• **Do this**:
Output the material word for word. Leave each picture out.

• **Supplied information**:

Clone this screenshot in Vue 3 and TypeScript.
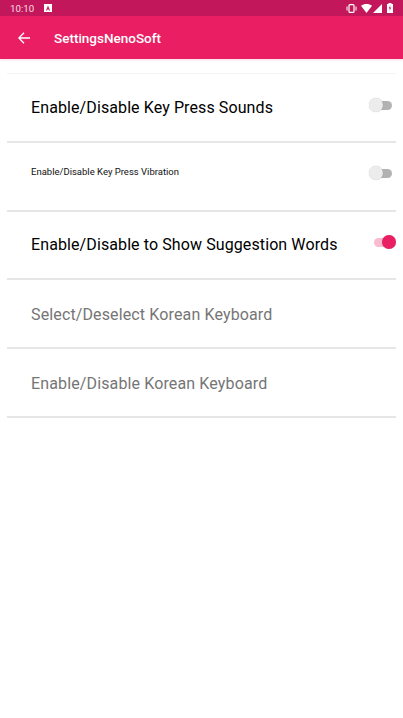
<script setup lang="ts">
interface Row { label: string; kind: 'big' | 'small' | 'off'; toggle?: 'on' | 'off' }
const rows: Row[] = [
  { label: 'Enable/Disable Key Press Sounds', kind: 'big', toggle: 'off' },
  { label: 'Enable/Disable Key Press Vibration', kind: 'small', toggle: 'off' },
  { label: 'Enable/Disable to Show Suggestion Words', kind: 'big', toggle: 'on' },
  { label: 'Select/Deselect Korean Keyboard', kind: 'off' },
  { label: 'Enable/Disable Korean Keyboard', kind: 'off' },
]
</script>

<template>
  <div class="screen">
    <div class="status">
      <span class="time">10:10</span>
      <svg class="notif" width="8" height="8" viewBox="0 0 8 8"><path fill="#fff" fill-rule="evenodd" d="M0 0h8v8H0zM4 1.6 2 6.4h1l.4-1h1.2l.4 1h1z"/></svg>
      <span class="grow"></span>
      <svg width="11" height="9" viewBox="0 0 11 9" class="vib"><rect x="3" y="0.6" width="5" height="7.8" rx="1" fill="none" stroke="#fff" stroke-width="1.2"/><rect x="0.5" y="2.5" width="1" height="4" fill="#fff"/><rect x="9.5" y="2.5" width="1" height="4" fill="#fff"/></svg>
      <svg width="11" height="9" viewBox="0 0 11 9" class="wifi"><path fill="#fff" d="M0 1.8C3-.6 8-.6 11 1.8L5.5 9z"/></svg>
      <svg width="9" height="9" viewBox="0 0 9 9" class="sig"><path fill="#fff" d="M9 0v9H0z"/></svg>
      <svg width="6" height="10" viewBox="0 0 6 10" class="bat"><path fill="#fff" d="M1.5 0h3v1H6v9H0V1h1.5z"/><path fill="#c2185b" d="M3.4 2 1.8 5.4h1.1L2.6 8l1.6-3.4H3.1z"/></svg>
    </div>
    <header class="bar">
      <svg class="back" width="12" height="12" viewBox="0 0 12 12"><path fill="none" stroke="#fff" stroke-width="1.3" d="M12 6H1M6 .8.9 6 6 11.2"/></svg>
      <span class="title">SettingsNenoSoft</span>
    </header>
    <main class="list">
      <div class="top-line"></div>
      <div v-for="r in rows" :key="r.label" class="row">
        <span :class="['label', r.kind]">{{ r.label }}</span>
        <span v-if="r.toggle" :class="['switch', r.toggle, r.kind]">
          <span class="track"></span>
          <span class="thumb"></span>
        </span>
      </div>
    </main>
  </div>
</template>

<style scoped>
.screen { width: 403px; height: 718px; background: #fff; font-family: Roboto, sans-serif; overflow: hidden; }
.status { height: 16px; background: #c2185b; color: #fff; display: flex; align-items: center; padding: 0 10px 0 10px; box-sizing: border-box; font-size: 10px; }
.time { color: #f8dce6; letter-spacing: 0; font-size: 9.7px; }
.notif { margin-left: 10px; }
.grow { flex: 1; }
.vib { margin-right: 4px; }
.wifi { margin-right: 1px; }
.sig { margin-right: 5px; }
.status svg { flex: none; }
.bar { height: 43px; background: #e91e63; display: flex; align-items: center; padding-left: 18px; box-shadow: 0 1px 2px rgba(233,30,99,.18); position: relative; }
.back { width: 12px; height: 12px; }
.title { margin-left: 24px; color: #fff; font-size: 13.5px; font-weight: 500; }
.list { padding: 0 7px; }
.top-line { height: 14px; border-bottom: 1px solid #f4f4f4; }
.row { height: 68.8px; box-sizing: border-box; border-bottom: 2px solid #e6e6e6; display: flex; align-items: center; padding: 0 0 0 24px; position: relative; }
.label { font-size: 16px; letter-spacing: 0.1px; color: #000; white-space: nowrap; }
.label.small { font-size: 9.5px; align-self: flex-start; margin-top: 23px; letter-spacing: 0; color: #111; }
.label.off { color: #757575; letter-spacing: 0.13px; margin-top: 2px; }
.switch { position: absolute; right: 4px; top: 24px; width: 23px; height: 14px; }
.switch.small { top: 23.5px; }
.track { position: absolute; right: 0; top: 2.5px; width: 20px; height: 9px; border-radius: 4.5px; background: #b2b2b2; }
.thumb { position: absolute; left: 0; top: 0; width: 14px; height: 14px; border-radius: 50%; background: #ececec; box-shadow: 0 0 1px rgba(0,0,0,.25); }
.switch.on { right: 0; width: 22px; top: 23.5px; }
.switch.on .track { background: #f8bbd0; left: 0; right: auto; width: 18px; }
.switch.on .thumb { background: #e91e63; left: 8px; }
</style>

• **Solution to this problem**:
Clone this screenshot in Vue 3 and TypeScript.
<script setup lang="ts">
interface Row { label: string; kind: 'big' | 'small' | 'off'; toggle?: 'on' | 'off' }
const rows: Row[] = [
  { label: 'Enable/Disable Key Press Sounds', kind: 'big', toggle: 'off' },
  { label: 'Enable/Disable Key Press Vibration', kind: 'small', toggle: 'off' },
  { label: 'Enable/Disable to Show Suggestion Words', kind: 'big', toggle: 'on' },
  { label: 'Select/Deselect Korean Keyboard', kind: 'off' },
  { label: 'Enable/Disable Korean Keyboard', kind: 'off' },
]
</script>

<template>
  <div class="screen">
    <div class="status">
      <span class="time">10:10</span>
      <svg class="notif" width="8" height="8" viewBox="0 0 8 8"><path fill="#fff" fill-rule="evenodd" d="M0 0h8v8H0zM4 1.6 2 6.4h1l.4-1h1.2l.4 1h1z"/></svg>
      <span class="grow"></span>
      <svg width="11" height="9" viewBox="0 0 11 9" class="vib"><rect x="3" y="0.6" width="5" height="7.8" rx="1" fill="none" stroke="#fff" stroke-width="1.2"/><rect x="0.5" y="2.5" width="1" height="4" fill="#fff"/><rect x="9.5" y="2.5" width="1" height="4" fill="#fff"/></svg>
      <svg width="11" height="9" viewBox="0 0 11 9" class="wifi"><path fill="#fff" d="M0 1.8C3-.6 8-.6 11 1.8L5.5 9z"/></svg>
      <svg width="9" height="9" viewBox="0 0 9 9" class="sig"><path fill="#fff" d="M9 0v9H0z"/></svg>
      <svg width="6" height="10" viewBox="0 0 6 10" class="bat"><path fill="#fff" d="M1.5 0h3v1H6v9H0V1h1.5z"/><path fill="#c2185b" d="M3.4 2 1.8 5.4h1.1L2.6 8l1.6-3.4H3.1z"/></svg>
    </div>
    <header class="bar">
      <svg class="back" width="12" height="12" viewBox="0 0 12 12"><path fill="none" stroke="#fff" stroke-width="1.3" d="M12 6H1M6 .8.9 6 6 11.2"/></svg>
      <span class="title">SettingsNenoSoft</span>
    </header>
    <main class="list">
      <div class="top-line"></div>
      <div v-for="r in rows" :key="r.label" class="row">
        <span :class="['label', r.kind]">{{ r.label }}</span>
        <span v-if="r.toggle" :class="['switch', r.toggle, r.kind]">
          <span class="track"></span>
          <span class="thumb"></span>
        </span>
      </div>
    </main>
  </div>
</template>

<style scoped>
.screen { width: 403px; height: 718px; background: #fff; font-family: Roboto, sans-serif; overflow: hidden; }
.status { height: 16px; background: #c2185b; color: #fff; display: flex; align-items: center; padding: 0 10px 0 10px; box-sizing: border-box; font-size: 10px; }
.time { color: #f8dce6; letter-spacing: 0; font-size: 9.7px; }
.notif { margin-left: 10px; }
.grow { flex: 1; }
.vib { margin-right: 4px; }
.wifi { margin-right: 1px; }
.sig { margin-right: 5px; }
.status svg { flex: none; }
.bar { height: 43px; background: #e91e63; display: flex; align-items: center; padding-left: 18px; box-shadow: 0 1px 2px rgba(233,30,99,.18); position: relative; }
.back { width: 12px; height: 12px; }
.title { margin-left: 24px; color: #fff; font-size: 13.5px; font-weight: 500; }
.list { padding: 0 7px; }
.top-line { height: 14px; border-bottom: 1px solid #f4f4f4; }
.row { height: 68.8px; box-sizing: border-box; border-bottom: 2px solid #e6e6e6; display: flex; align-items: center; padding: 0 0 0 24px; position: relative; }
.label { font-size: 16px; letter-spacing: 0.1px; color: #000; white-space: nowrap; }
.label.small { font-size: 9.5px; align-self: flex-start; margin-top: 23px; letter-spacing: 0; color: #111; }
.label.off { color: #757575; letter-spacing: 0.13px; margin-top: 2px; }
.switch { position: absolute; right: 4px; top: 24px; width: 23px; height: 14px; }
.switch.small { top: 23.5px; }
.track { position: absolute; right: 0; top: 2.5px; width: 20px; height: 9px; border-radius: 4.5px; background: #b2b2b2; }
.thumb { position: absolute; left: 0; top: 0; width: 14px; height: 14px; border-radius: 50%; background: #ececec; box-shadow: 0 0 1px rgba(0,0,0,.25); }
.switch.on { right: 0; width: 22px; top: 23.5px; }
.switch.on .track { background: #f8bbd0; left: 0; right: auto; width: 18px; }
.switch.on .thumb { background: #e91e63; left: 8px; }
</style>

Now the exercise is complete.